The deal did not satisfy Rep. Bob Genetski (R-Saugatuck), the House Appropriations Higher Education Subcommittee chair. On the conference committee for the higher education budget (SB 955 ), Rep. Chuck Moss (R-Birmingham) replaced Genetski because Genetski was uncomfortable signing the report, Adler said. Genetski had pushed for metrics that included tuition restraint, degree completion growth, critical skills area degree completion, and Pell Grant enrollment.

“Representative Genetski argued valiantly for the metrics that he thought should be included, and when an agreement was finally reached, he was not comfortable signing a conference report with the agreed upon combination,” Adler said. “So we replaced him with Representative Moss, who does feel comfortable.”

Genetski said he understood the need for a change on the conference committee.

“If you’ve got to move a budget, you’ve got to make sure you’ve got people that will vote yes and sign the report,” he said. “That’s standard operating procedure.”

But Genetski said he thought the metrics he supported would have better protected taxpayers and tuition-payers.

There has been some speculation that part of the difficulty in resolving the budget is the potential for a 2014 Republican primary showdown between Schuitmaker and Genetski in the new 26th Senate District. Most of Schuitmaker’s current district is in the new 20th, but she lives in the new 26th and expectations are she will run for re-election there although she has not announced her plans.

But Genetski dismissed such concerns.

“Senator Schuitmaker and I get along well,” he said, noting they attend many of the same events in their area.

He also noted that a disagreement over how to fund higher education is hardly fodder for an election campaign and quipped that anyone in their district following the budget that closely to decide how to potentially vote should the match-up occur should be given tickets to a West Michigan Whitecaps baseball game because “they need to get out more.” Schuitmaker could not be reached.

As House leadership resolved the budget with the Senate and the administration, the key was simply performance metrics, Adler said.

“This wasn’t going to simply be the state handing out cash,” he said. “The speaker feels good about an agreement moving forward tomorrow.”

Sen. Roger Kahn (R-Saginaw Township), the Senate Appropriations Committee chair, praised the agreement.

“I’m glad to see it appears that we have our last budget resolved,” he said. “It’s not the way I had envisioned the Senate dealing with these issues, but it’s consistent with the process that we’ve laid out.”

Dick Posthumus, Snyder’s director of legislative affairs, said prior to the agreement that what mattered to Snyder is not the specifics on performance funding, so much as getting a framework in place.

“It’s establishing a formula that sets up a standard of performance that needs to be met for funding,” he said. “The specific formula isn’t as important as establishing the philosophy so when we’re going forward we know universities have to reach a specific standard of performance.”

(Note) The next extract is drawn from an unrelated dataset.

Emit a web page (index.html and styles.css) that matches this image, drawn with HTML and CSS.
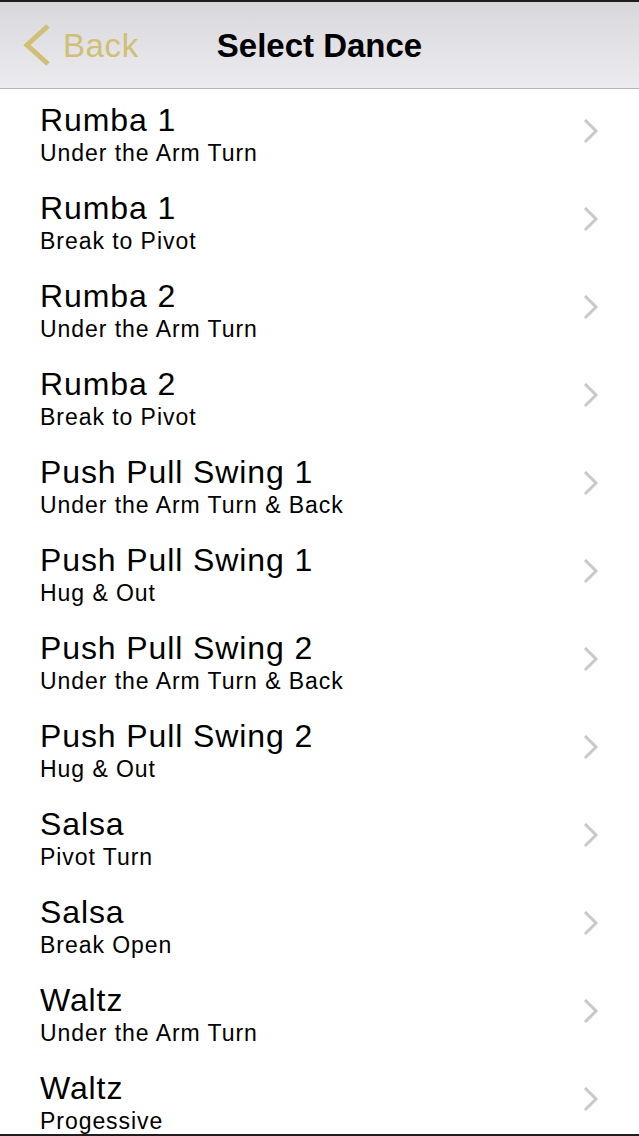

The agreement sets the stage for a pair of conference committees to meet Friday morning and then a rare Friday session of the full House.

At 9:30 a.m., the conference committee on the higher education budget will meet. Then at 10 a.m., the conference committee on the omnibus education bill for K-12, higher education and community colleges will meet to approve the exact same content. This procedure is part of the agreement between the House and Senate that the Legislature would first address separate bills for each department and major budget area so the Senate can vote individually on those issues.

But the omnibus education bill (HB 5372 ) would then get taken up by the House when it meets at noon and that will be the bill that goes to Snyder after the Senate presumably passes it Tuesday.

There also is an agreement on some controversial boilerplate language. Universities will have to make some type of report on their embryonic stem cell research although the exact nature of that report was not clear. A provision penalizing Michigan State University some of its funds if it did not discontinue its requirement that its students have health insurance is expected to be dropped.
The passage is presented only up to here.